A year ago, it would never have occurred to me that the initial news story in the Journal was intended as a setup for a larger partisan narrative. But that was then.
____________

*An important qualifier here: The Fannie Mae accounting scandal involved the manipulation of hedge accounting to smooth out reported earnings. The first time this had a significant impact on reported earnings was in the fourth quarter of 1998, when Johnson was still at Fannie Mae. (He left in December 1998.) In late 1998 collapse of the Russian ruble caused the yield on 10-year Treasuries to fall by over 100 basis points, thereby triggering a wave of mortgage refinancings. Fannie Mae’s statistical models estimated that the eventual expense associated with that change would be $400 million. A decision was made to recognize $200 million of the expense in 1998 and $200 million in 1999. Reported income for the year was $3.4 billion.

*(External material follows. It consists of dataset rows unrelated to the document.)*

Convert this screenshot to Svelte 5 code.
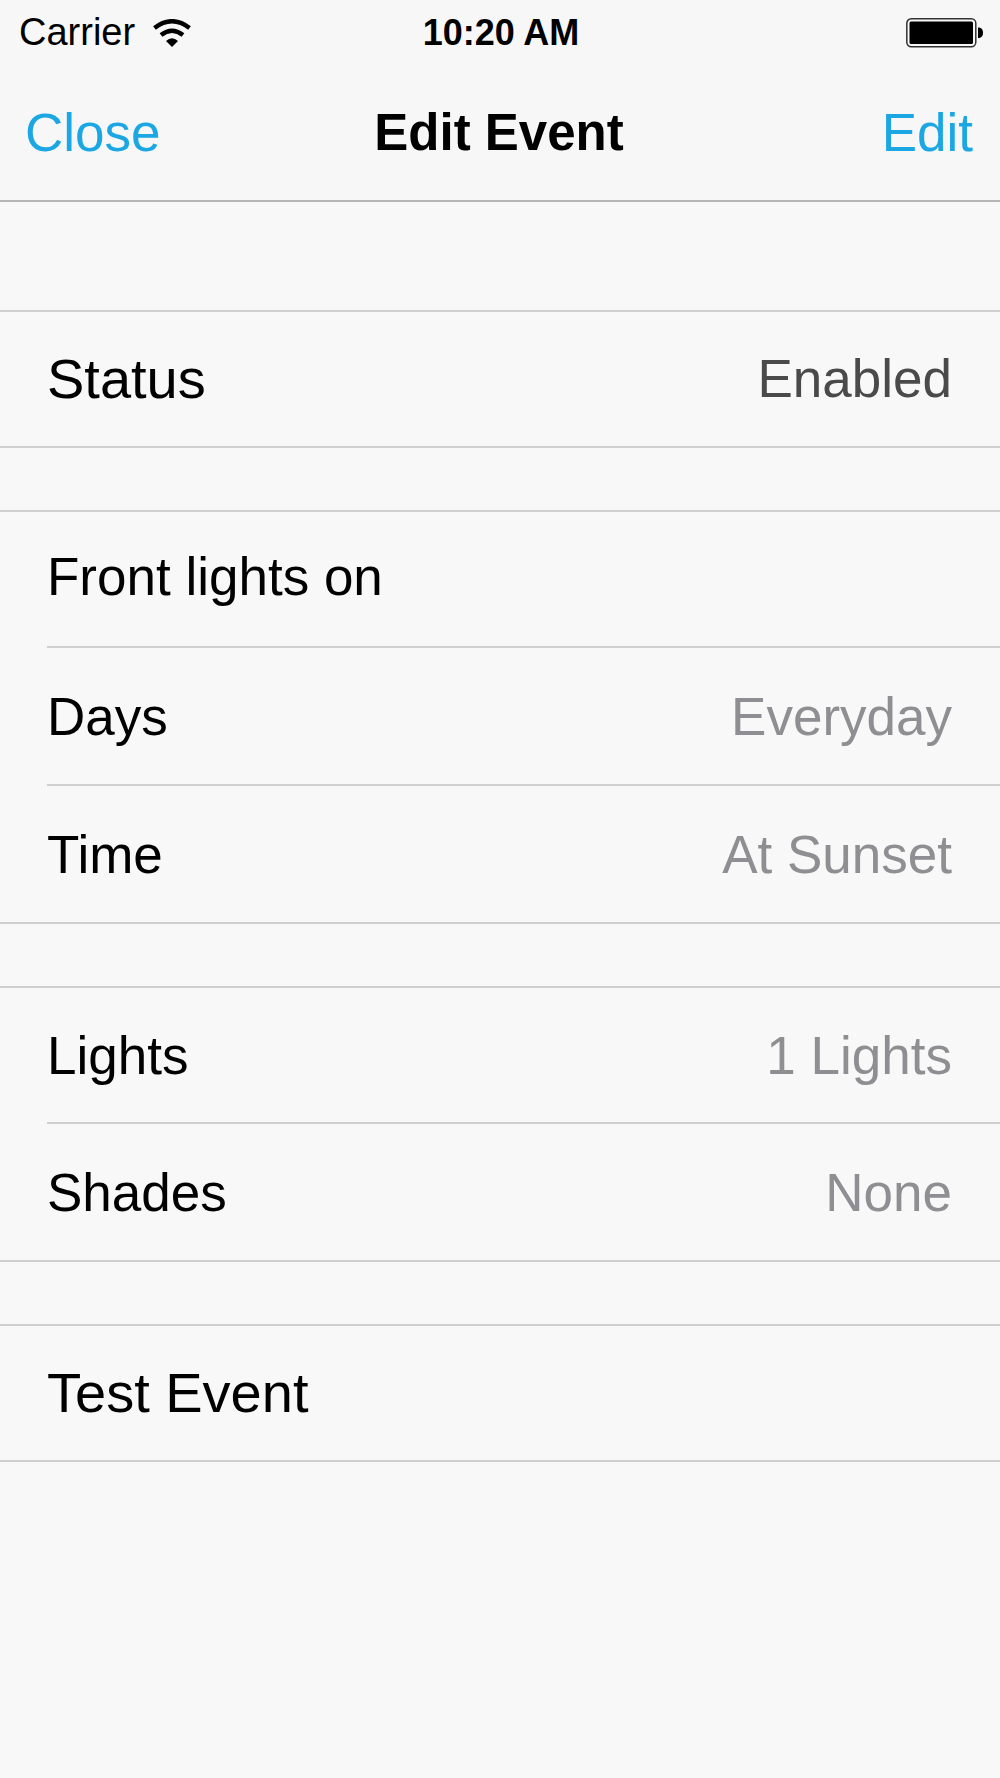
<script lang="ts">
	type Row = { label: string; value: string };

	let title = $state('Front lights on');

	const schedule: Row[] = [
		{ label: 'Days', value: 'Everyday' },
		{ label: 'Time', value: 'At Sunset' }
	];

	const devices: Row[] = [
		{ label: 'Lights', value: '1 Lights' },
		{ label: 'Shades', value: 'None' }
	];
</script>

{#snippet item(row: Row)}
	<li>
		<button type="button" class="row">
			<span>{row.label}</span>
			<span class="value">{row.value}</span>
		</button>
	</li>
{/snippet}

<div class="screen">
	<header>
		<div class="status-bar">
			<div class="carrier">
				<span>Carrier</span>
				<svg class="wifi" viewBox="0 0 38 28" aria-hidden="true">
					<path d="M1.500 9 Q19 -4.500 36.500 9" />
					<path d="M8 16 Q19 7.500 30 16" />
					<path class="dot" d="M13 22 Q19 16.500 25 22 L19 28 Z" />
				</svg>
			</div>
			<span class="clock">10:20 AM</span>
			<svg class="battery" viewBox="0 0 77 30" aria-hidden="true">
				<rect class="case" x="0.800" y="0.800" width="69" height="28" rx="4.500" />
				<rect x="3.500" y="3.500" width="63.500" height="22.500" rx="1.500" />
				<path d="M72 9.500 h1.500 q3.500 1 3.500 5.300 t-3.500 5.300 h-1.500 Z" />
			</svg>
		</div>
		<nav>
			<button type="button" class="action">Close</button>
			<h1>Edit Event</h1>
			<button type="button" class="action end">Edit</button>
		</nav>
	</header>

	<main>
		<ul class="group">
			<li>
				<button type="button" class="row large">
					<span>Status</span>
					<span class="value enabled">Enabled</span>
				</button>
			</li>
		</ul>

		<ul class="group">
			<li>
				<input class="row" type="text" aria-label="Event name" bind:value={title} />
			</li>
			{#each schedule as row}
				{@render item(row)}
			{/each}
		</ul>

		<ul class="group">
			{#each devices as row}
				{@render item(row)}
			{/each}
		</ul>

		<ul class="group">
			<li>
				<button type="button" class="row large">Test Event</button>
			</li>
		</ul>
	</main>
</div>

<style>
	:global(body) {
		margin: 0;
		background: #f8f8f8;
	}

	.screen {
		min-height: 100vh;
		background: #f8f8f8;
		color: #000;
		font-family: 'Liberation Sans', Arial, sans-serif;
	}

	header {
		background: #f7f7f7;
		border-bottom: 2px solid #b6b6b7;
	}

	.status-bar,
	nav {
		display: grid;
		grid-template-columns: 1fr auto 1fr;
		align-items: center;
	}

	.status-bar {
		box-sizing: border-box;
		height: 64px;
		padding: 1px 17px 0 19px;
	}

	.carrier {
		display: flex;
		align-items: center;
		gap: 18px;
		font-size: 38px;
	}

	.wifi {
		width: 38px;
		height: 28px;
		fill: none;
		stroke: #000;
		stroke-width: 4.5;
	}

	.wifi .dot {
		fill: #000;
		stroke: none;
	}

	.clock {
		font-size: 36px;
		font-weight: 700;
	}

	.battery {
		width: 77px;
		height: 30px;
		justify-self: end;
	}

	.battery .case {
		fill: none;
		stroke: #333;
		stroke-width: 1.5;
	}

	nav {
		height: 136px;
		padding: 0 27px 0 25px;
	}

	h1 {
		margin: 0;
		font-size: 51px;
		font-weight: 700;
	}

	button,
	input {
		margin: 0;
		padding: 0;
		border: 0;
		background: none;
		color: inherit;
		font-family: inherit;
	}

	button {
		cursor: pointer;
	}

	.action {
		justify-self: start;
		font-size: 53px;
		color: #1ba7e3;
	}

	.action.end {
		justify-self: end;
	}

	main {
		display: flex;
		flex-direction: column;
		gap: 62px;
		padding-top: 108px;
	}

	.group {
		margin: 0;
		padding: 0;
		list-style: none;
		border-top: 2px solid #cfcfd0;
		border-bottom: 2px solid #cfcfd0;
	}

	li {
		padding-left: 47px;
	}

	.row {
		display: flex;
		align-items: center;
		justify-content: space-between;
		box-sizing: border-box;
		width: 100%;
		height: 134px;
		padding: 0 48px 0 0;
		font-size: 53px;
		text-align: left;
	}

	li + li .row {
		height: 138px;
		border-top: 2px solid #cfcfd0;
	}

	input.row {
		padding-bottom: 6px;
		outline: none;
	}

	.row.large {
		padding-bottom: 2px;
		font-size: 56px;
	}

	.value {
		color: #8e8e93;
		font-size: 53px;
	}

	.value.enabled {
		color: #4a4a4a;
	}
</style>
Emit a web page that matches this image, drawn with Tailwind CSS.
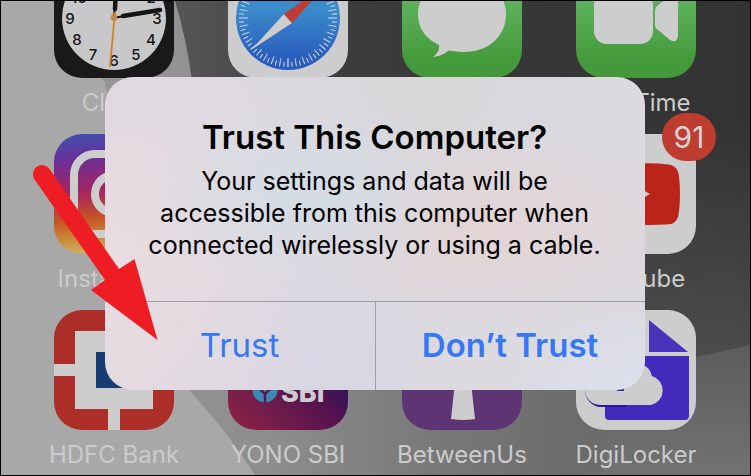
<!DOCTYPE html>
<html lang="en">
<head>
    <meta charset="UTF-8">
    <meta name="viewport" content="width=device-width,initial-scale=1.0">
    <title>Trust This Computer?</title>
    <script src="https://cdn.jsdelivr.net/npm/@tailwindcss/browser@4"></script>
</head>
<body class="bg-black font-['Inter','Liberation_Sans',sans-serif]">
    <main class="relative h-screen overflow-hidden border border-black">
        <!-- wallpaper -->
        <svg class="absolute inset-0 h-full w-full" viewBox="0 0 749 474" preserveAspectRatio="none" aria-hidden="true">
            <defs>
                <linearGradient id="mid" x1="0" y1="0" x2="1" y2="0">
                    <stop offset="0" stop-color="#9a9a9a"/>
                    <stop offset=".35" stop-color="#8e8e8e"/>
                    <stop offset=".6" stop-color="#787777"/>
                    <stop offset=".78" stop-color="#6b6b6b"/>
                    <stop offset="1" stop-color="#686868"/>
                </linearGradient>
                <linearGradient id="dark" x1="0" y1="0" x2="1" y2="0">
                    <stop offset="0" stop-color="#565656"/>
                    <stop offset=".28" stop-color="#3c3c3c"/>
                    <stop offset="1" stop-color="#323232"/>
                </linearGradient>
                <linearGradient id="lift" x1="0" y1="0" x2="0" y2="1">
                    <stop offset=".3" stop-color="#555" stop-opacity="0"/>
                    <stop offset="1" stop-color="#555" stop-opacity=".8"/>
                </linearGradient>
                <linearGradient id="floor" x1="0" y1="0" x2="0" y2="1">
                    <stop offset="0" stop-color="#5c5c5c"/>
                    <stop offset="1" stop-color="#727272"/>
                </linearGradient>
            </defs>
            <rect width="749" height="474" fill="url(#mid)"/>
            <path d="M0 0H51L104 82C130 200 140 330 188 389Q226 430 254 474H0Z" fill="#a8a8a8"/>
            <path d="M174 0Q186 40 191 80Q210 300 420 370Q560 400 749 344V0Z" fill="url(#dark)"/>
            <path d="M174 0Q186 40 191 80Q210 300 420 370Q560 400 749 344V0Z" fill="url(#lift)"/>
            <path d="M600 374Q690 358 749 344V474H600Z" fill="url(#floor)"/>
        </svg>

        <!-- home screen -->
        <div class="relative -mt-[43px] grid grid-cols-4 pr-[27px] pl-[26px] text-2xl text-[#cbcbcb]">
            <div class="flex flex-col items-center">
                <svg class="size-[120px] rounded-[28px] bg-[#191919]" viewBox="0 0 120 120" aria-hidden="true">
                    <circle cx="60" cy="60" r="52" fill="#c8c8ca"/>
                    <g font-size="15" font-weight="500" fill="#151515" text-anchor="middle">
                        <text x="97" y="45">2</text>
                        <text x="103" y="66">3</text>
                        <text x="97" y="87">4</text>
                        <text x="82" y="102">5</text>
                        <text x="60" y="108">6</text>
                        <text x="39" y="102">7</text>
                        <text x="23" y="87">8</text>
                        <text x="16" y="66">9</text>
                        <text x="25" y="45">10</text>
                    </g>
                    <path d="M60 60L62 32M60 60L70 58" stroke="#151515" stroke-width="2"/>
                    <path d="M61 51L62 30M69 58L106 52" stroke="#151515" stroke-width="4.5" stroke-linecap="round"/>
                    <path d="M61 54L56 109" stroke="#d8801c" stroke-width="1.8"/>
                    <circle cx="60" cy="59.500" r="2.500" fill="#999" stroke="#d8801c" stroke-width="1.500"/>
                </svg>
                <span class="h-14 leading-[50px] whitespace-nowrap">Clock</span>
            </div>
            <div class="flex flex-col items-center">
                <svg class="size-[120px] rounded-[28px] bg-[#cdcdcd]" viewBox="0 0 120 120" aria-hidden="true">
                    <defs>
                        <linearGradient id="compass" x1="0" y1="0" x2="0" y2="1">
                            <stop offset=".4" stop-color="#3a8cca"/>
                            <stop offset=".85" stop-color="#2c60c0"/>
                            <stop offset="1" stop-color="#2b58bd"/>
                        </linearGradient>
                    </defs>
                    <circle cx="60" cy="60" r="52" fill="url(#compass)"/>
                    <g fill="none" stroke="#c9d4e0">
                        <circle cx="60" cy="60" r="45" stroke-width="8" pathLength="360" stroke-dasharray="1.300 8.700" stroke-dashoffset=".6"/>
                        <circle cx="60" cy="60" r="46.500" stroke-width="5" pathLength="360" stroke-dasharray="1.300 8.700" stroke-dashoffset="-4.400"/>
                        <circle cx="60" cy="60" r="44.500" stroke="#8fb2dd" stroke-width="9" pathLength="360" stroke-dasharray="2.400 87.600" stroke-dashoffset="1.200"/>
                    </g>
                    <path d="M23 92L56 56L64 65Z" fill="#cdcdcd"/>
                    <path d="M97 28L56 56L64 65Z" fill="#bf3a30"/>
                </svg>
                <span class="h-14 leading-[50px] whitespace-nowrap">Safari</span>
            </div>
            <div class="flex flex-col items-center">
                <svg class="size-[120px] rounded-[28px] bg-linear-to-b from-[#62c062] from-10% via-[#55a950] via-55% to-[#44993a] to-85%" viewBox="0 0 120 120" aria-hidden="true">
                    <path d="M60 18C84 18 104 34 104 56C104 80 84 95 60 94Q52 93 47 92.500Q40 98 31 99Q38 94 37 87C25 81 16 72 16 56C16 34 36 18 60 18Z" fill="#cdcdcd"/>
                </svg>
                <span class="h-14 leading-[50px] whitespace-nowrap">Messages</span>
            </div>
            <div class="flex flex-col items-center">
                <svg class="size-[120px] rounded-[28px] bg-linear-to-b from-[#62c062] from-10% via-[#55a950] via-55% to-[#44993a] to-85%" viewBox="0 0 120 120" aria-hidden="true">
                    <rect x="18" y="34" width="59" height="52" rx="13" fill="#cdcdcd"/>
                    <path d="M79 53Q79 50 81 48L92 39Q102 33 102 42V78Q101 86 94 82L81 71Q79 70 79 67Z" fill="#cdcdcd"/>
                </svg>
                <span class="h-14 leading-[50px] whitespace-nowrap">FaceTime</span>
            </div>

            <div class="flex flex-col items-center">
                <svg class="size-[120px] rounded-[28px]" viewBox="0 0 120 120" aria-hidden="true">
                    <defs>
                        <linearGradient id="insta" x1="0" y1="0" x2=".1" y2="1">
                            <stop offset="0" stop-color="#3c54b2"/>
                            <stop offset=".22" stop-color="#6a2f98"/>
                            <stop offset=".5" stop-color="#a52460"/>
                            <stop offset=".72" stop-color="#c65226"/>
                            <stop offset=".88" stop-color="#c88938"/>
                            <stop offset="1" stop-color="#cfac66"/>
                        </linearGradient>
                    </defs>
                    <rect width="120" height="120" fill="url(#insta)"/>
                    <rect x="20" y="20" width="80" height="80" rx="21" fill="none" stroke="#cdcdcd" stroke-width="8"/>
                    <circle cx="60" cy="60" r="19" fill="none" stroke="#cdcdcd" stroke-width="8"/>
                </svg>
                <span class="h-14 leading-[50px] whitespace-nowrap">Instagram</span>
            </div>
            <div class="flex flex-col items-center">
                <div class="size-[120px] rounded-[28px] bg-[#5c6f86]"></div>
            </div>
            <div class="flex flex-col items-center">
                <div class="size-[120px] rounded-[28px] bg-[#a04a48]"></div>
            </div>
            <div class="flex flex-col items-center">
                <div class="relative">
                    <svg class="size-[120px] rounded-[28px] bg-[#cdcdcd]" viewBox="0 0 120 120" aria-hidden="true">
                        <path d="M60 29Q86 29 95 31Q102 33 103 42Q105 60 103 78Q102 88 95 90Q86 91 60 91Q34 91 25 90Q18 88 17 78Q15 60 17 42Q18 33 25 31Q34 29 60 29Z" fill="#bb2519"/>
                        <path d="M50 46L74 60L50 74Z" fill="#cdcdcd"/>
                    </svg>
                    <span class="absolute -top-[21px] -right-5 flex h-12 w-[54px] items-center justify-center rounded-full bg-[#be3c30] text-3xl text-[#d4d4d4]">91</span>
                </div>
                <span class="h-14 leading-[50px] whitespace-nowrap">YouTube</span>
            </div>

            <div class="flex flex-col items-center">
                <svg class="size-[120px] rounded-[28px] bg-[#ad2e29]" viewBox="0 0 120 120" aria-hidden="true">
                    <path d="M21 21H99V99H21ZM0 54H120V66H0ZM54 0H66V120H54Z" fill="#cdcdcd"/>
                    <rect x="42" y="42" width="36" height="36" fill="#173c72"/>
                </svg>
                <span class="h-14 leading-[50px] whitespace-nowrap">HDFC Bank</span>
            </div>
            <div class="flex flex-col items-center">
                <svg class="size-[120px] rounded-[28px] bg-linear-to-tr from-[#912443] via-[#55114e] via-50% to-[#1c0660] to-80%" viewBox="0 0 120 120" aria-hidden="true">
                    <circle cx="37" cy="80" r="12.500" fill="#3c88b6"/>
                    <path d="M37 93V84M31 78L37 84L43 78" fill="none" stroke="#5c174f" stroke-width="2.500"/>
                    <text x="53" y="92" font-size="27" font-weight="800" fill="#cdcdcd">SBI</text>
                </svg>
                <span class="h-14 leading-[50px] whitespace-nowrap">YONO SBI</span>
            </div>
            <div class="flex flex-col items-center">
                <svg class="size-[120px] rounded-[28px] bg-[#5f3474]" viewBox="0 0 120 120" aria-hidden="true">
                    <circle cx="61" cy="42" r="20" fill="#cdcdcd"/>
                    <path d="M55 54H67L73 109Q61 111 49 109Z" fill="#cdcdcd"/>
                </svg>
                <span class="h-14 leading-[50px] whitespace-nowrap">BetweenUs</span>
            </div>
            <div class="flex flex-col items-center">
                <svg class="size-[120px] rounded-[28px] bg-[#cdcdcd]" viewBox="0 0 120 120" aria-hidden="true">
                    <path d="M73 10V42H112Z" fill="#4b32bb"/>
                    <path d="M29 10H69V46H113V106Q113 110 109 110H33Q29 110 29 106Z" fill="#4429bd"/>
                    <path d="M23 97A17 17 0 0 1 21 64L50 60V97Z" fill="#3114a4"/>
                    <path d="M24 95A15 15 0 0 1 24 65C28 50 50 44 62 53Q74 56 76 66A15 15 0 0 1 75 95Z" fill="#cdcdcd"/>
                    <rect x="41" y="78" width="7" height="3" fill="#4429bd"/>
                </svg>
                <span class="h-14 leading-[50px] whitespace-nowrap">DigiLocker</span>
            </div>
        </div>

        <!-- alert -->
        <div class="absolute inset-0 flex items-center justify-center pr-0.5 pb-[9px]">
            <div role="alertdialog" aria-labelledby="alert-title" aria-describedby="alert-text"
            class="w-full max-w-[540px] overflow-hidden rounded-[28px] bg-[#dcd9df] bg-[radial-gradient(ellipse_at_38%_38%,#d4dce5_0%,transparent_35%),radial-gradient(ellipse_at_68%_48%,#e4d3d4_0%,transparent_40%),radial-gradient(ellipse_60%_110%_at_0%_60%,#eadce1_0%,transparent_70%),radial-gradient(ellipse_at_38%_90%,#d8d6e4_0%,transparent_32%),radial-gradient(ellipse_at_100%_100%,#dce1ed_0%,transparent_20%),radial-gradient(ellipse_at_60%_0%,#d7d6d8_0%,transparent_40%)] text-center">
                <div class="px-8 pt-10 pb-10 text-black">
                    <h1 id="alert-title" class="text-[33px] leading-10 font-semibold">Trust This Computer?</h1>
                    <p id="alert-text" class="mt-2 text-[25px] leading-8">Your settings and data will be<br>accessible from this computer when<br>connected wirelessly or using a cable.</p>
                </div>
                <div class="grid grid-cols-2 border-t border-[#a29ea5] text-[33px] text-[#3478f6]">
                    <button type="button" class="h-[88px]">Trust</button>
                    <button type="button" class="h-[88px] border-l border-[#a29ea5] font-semibold">Don’t Trust</button>
                </div>
            </div>
        </div>

        <!-- pointer arrow -->
        <svg class="absolute top-[163px] left-8 h-[178px] w-[126px]" viewBox="33 164 126 178" aria-hidden="true">
            <path d="M49.500 169L119 269L134.500 259L157.500 340L91 290L105 280L34.500 179.500A9 9 0 0 1 49.500 169Z" fill="#ee1d24"/>
        </svg>
    </main>
</body>
</html>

However, disclosure of such an extraordinary item should have been footnoted in the financial statement for full transparency. Those accounting decisions are made following the end of the fiscal year, i.e. in calendar 1999. The bottom line is that Johnson is not 100% exempt from any taint associated with Fannie Mae, but a review of the report by the Office of Federal Housing Enterprise Oversight shows the almost all of the dubious accounting decisions were traceable to actions taken in 1999 onward, by Johnson’s successors. The other bottom line, as the right wing knows all too well, is that it is far more difficult to explain away a smear than it is to launch a smear.